## start INFORMATION PROVIDED

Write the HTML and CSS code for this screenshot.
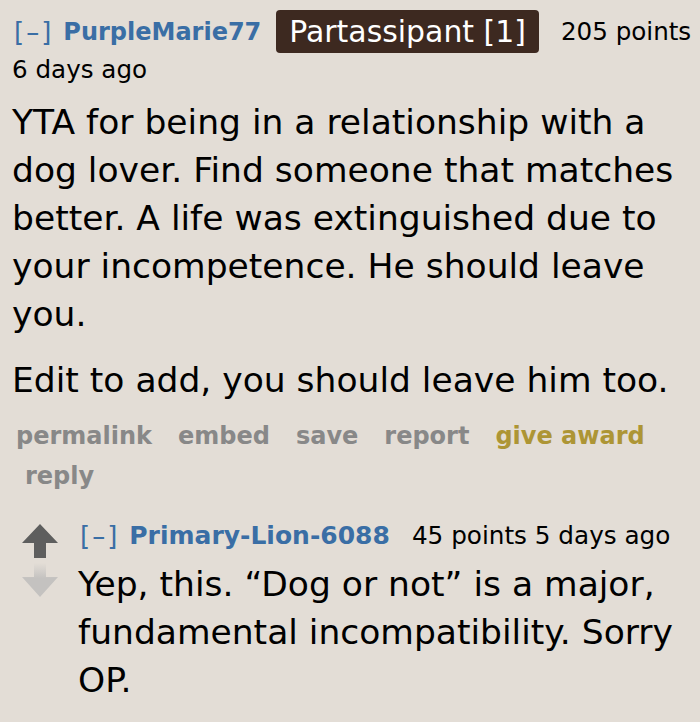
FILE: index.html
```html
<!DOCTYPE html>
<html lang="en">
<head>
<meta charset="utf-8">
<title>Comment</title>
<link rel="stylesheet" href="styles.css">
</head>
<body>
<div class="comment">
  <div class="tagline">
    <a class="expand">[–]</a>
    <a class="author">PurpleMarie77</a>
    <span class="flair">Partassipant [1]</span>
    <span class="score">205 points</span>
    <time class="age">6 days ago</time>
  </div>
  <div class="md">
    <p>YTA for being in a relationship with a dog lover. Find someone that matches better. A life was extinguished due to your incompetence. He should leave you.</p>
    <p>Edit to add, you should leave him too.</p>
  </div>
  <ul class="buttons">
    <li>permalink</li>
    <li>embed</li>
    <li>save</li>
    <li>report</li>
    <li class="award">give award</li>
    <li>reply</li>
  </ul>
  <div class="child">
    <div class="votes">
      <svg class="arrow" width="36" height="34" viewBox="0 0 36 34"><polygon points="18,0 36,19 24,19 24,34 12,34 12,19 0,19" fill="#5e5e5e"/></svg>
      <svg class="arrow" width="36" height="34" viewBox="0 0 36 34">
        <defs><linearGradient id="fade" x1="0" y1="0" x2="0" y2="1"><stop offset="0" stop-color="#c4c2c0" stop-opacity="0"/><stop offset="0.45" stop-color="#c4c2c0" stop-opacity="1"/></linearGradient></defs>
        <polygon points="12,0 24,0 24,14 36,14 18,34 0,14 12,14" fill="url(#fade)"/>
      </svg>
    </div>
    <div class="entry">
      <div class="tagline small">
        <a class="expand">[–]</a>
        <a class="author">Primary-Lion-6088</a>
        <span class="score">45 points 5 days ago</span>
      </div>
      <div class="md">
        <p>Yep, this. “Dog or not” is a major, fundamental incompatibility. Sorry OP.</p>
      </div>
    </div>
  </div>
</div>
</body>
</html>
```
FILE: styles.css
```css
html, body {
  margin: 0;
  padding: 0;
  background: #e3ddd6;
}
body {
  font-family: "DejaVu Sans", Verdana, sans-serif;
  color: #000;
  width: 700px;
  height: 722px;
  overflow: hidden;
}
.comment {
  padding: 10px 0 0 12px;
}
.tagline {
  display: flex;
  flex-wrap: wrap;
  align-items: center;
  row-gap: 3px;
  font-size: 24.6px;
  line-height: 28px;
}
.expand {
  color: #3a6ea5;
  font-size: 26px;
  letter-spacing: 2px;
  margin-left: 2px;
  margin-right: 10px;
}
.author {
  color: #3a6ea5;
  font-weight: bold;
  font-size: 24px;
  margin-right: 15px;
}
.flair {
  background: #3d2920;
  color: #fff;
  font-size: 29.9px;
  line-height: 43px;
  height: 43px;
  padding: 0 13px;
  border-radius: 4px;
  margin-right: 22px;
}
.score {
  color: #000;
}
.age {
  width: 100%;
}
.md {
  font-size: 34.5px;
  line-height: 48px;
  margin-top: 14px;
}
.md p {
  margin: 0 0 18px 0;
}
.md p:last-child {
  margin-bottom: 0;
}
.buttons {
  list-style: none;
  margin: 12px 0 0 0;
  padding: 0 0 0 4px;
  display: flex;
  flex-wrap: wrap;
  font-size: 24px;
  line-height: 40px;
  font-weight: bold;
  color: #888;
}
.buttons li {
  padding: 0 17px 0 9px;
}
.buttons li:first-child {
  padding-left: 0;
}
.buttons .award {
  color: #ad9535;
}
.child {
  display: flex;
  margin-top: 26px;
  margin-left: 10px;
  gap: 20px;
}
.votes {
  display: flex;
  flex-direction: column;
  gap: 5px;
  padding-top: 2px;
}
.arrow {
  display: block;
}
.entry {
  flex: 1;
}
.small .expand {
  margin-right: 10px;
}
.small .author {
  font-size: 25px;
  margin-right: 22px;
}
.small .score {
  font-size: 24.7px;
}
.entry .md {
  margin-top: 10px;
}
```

## end INFORMATION PROVIDED

EXERCISE AIM =
Transcribe the listing in full. Omit the pictures and keep every line exact.

TASK SOLUTION =
Write the HTML and CSS code for this screenshot.
FILE: index.html
```html
<!DOCTYPE html>
<html lang="en">
<head>
<meta charset="utf-8">
<title>Comment</title>
<link rel="stylesheet" href="styles.css">
</head>
<body>
<div class="comment">
  <div class="tagline">
    <a class="expand">[–]</a>
    <a class="author">PurpleMarie77</a>
    <span class="flair">Partassipant [1]</span>
    <span class="score">205 points</span>
    <time class="age">6 days ago</time>
  </div>
  <div class="md">
    <p>YTA for being in a relationship with a dog lover. Find someone that matches better. A life was extinguished due to your incompetence. He should leave you.</p>
    <p>Edit to add, you should leave him too.</p>
  </div>
  <ul class="buttons">
    <li>permalink</li>
    <li>embed</li>
    <li>save</li>
    <li>report</li>
    <li class="award">give award</li>
    <li>reply</li>
  </ul>
  <div class="child">
    <div class="votes">
      <svg class="arrow" width="36" height="34" viewBox="0 0 36 34"><polygon points="18,0 36,19 24,19 24,34 12,34 12,19 0,19" fill="#5e5e5e"/></svg>
      <svg class="arrow" width="36" height="34" viewBox="0 0 36 34">
        <defs><linearGradient id="fade" x1="0" y1="0" x2="0" y2="1"><stop offset="0" stop-color="#c4c2c0" stop-opacity="0"/><stop offset="0.45" stop-color="#c4c2c0" stop-opacity="1"/></linearGradient></defs>
        <polygon points="12,0 24,0 24,14 36,14 18,34 0,14 12,14" fill="url(#fade)"/>
      </svg>
    </div>
    <div class="entry">
      <div class="tagline small">
        <a class="expand">[–]</a>
        <a class="author">Primary-Lion-6088</a>
        <span class="score">45 points 5 days ago</span>
      </div>
      <div class="md">
        <p>Yep, this. “Dog or not” is a major, fundamental incompatibility. Sorry OP.</p>
      </div>
    </div>
  </div>
</div>
</body>
</html>
```
FILE: styles.css
```css
html, body {
  margin: 0;
  padding: 0;
  background: #e3ddd6;
}
body {
  font-family: "DejaVu Sans", Verdana, sans-serif;
  color: #000;
  width: 700px;
  height: 722px;
  overflow: hidden;
}
.comment {
  padding: 10px 0 0 12px;
}
.tagline {
  display: flex;
  flex-wrap: wrap;
  align-items: center;
  row-gap: 3px;
  font-size: 24.6px;
  line-height: 28px;
}
.expand {
  color: #3a6ea5;
  font-size: 26px;
  letter-spacing: 2px;
  margin-left: 2px;
  margin-right: 10px;
}
.author {
  color: #3a6ea5;
  font-weight: bold;
  font-size: 24px;
  margin-right: 15px;
}
.flair {
  background: #3d2920;
  color: #fff;
  font-size: 29.9px;
  line-height: 43px;
  height: 43px;
  padding: 0 13px;
  border-radius: 4px;
  margin-right: 22px;
}
.score {
  color: #000;
}
.age {
  width: 100%;
}
.md {
  font-size: 34.5px;
  line-height: 48px;
  margin-top: 14px;
}
.md p {
  margin: 0 0 18px 0;
}
.md p:last-child {
  margin-bottom: 0;
}
.buttons {
  list-style: none;
  margin: 12px 0 0 0;
  padding: 0 0 0 4px;
  display: flex;
  flex-wrap: wrap;
  font-size: 24px;
  line-height: 40px;
  font-weight: bold;
  color: #888;
}
.buttons li {
  padding: 0 17px 0 9px;
}
.buttons li:first-child {
  padding-left: 0;
}
.buttons .award {
  color: #ad9535;
}
.child {
  display: flex;
  margin-top: 26px;
  margin-left: 10px;
  gap: 20px;
}
.votes {
  display: flex;
  flex-direction: column;
  gap: 5px;
  padding-top: 2px;
}
.arrow {
  display: block;
}
.entry {
  flex: 1;
}
.small .expand {
  margin-right: 10px;
}
.small .author {
  font-size: 25px;
  margin-right: 22px;
}
.small .score {
  font-size: 24.7px;
}
.entry .md {
  margin-top: 10px;
}
```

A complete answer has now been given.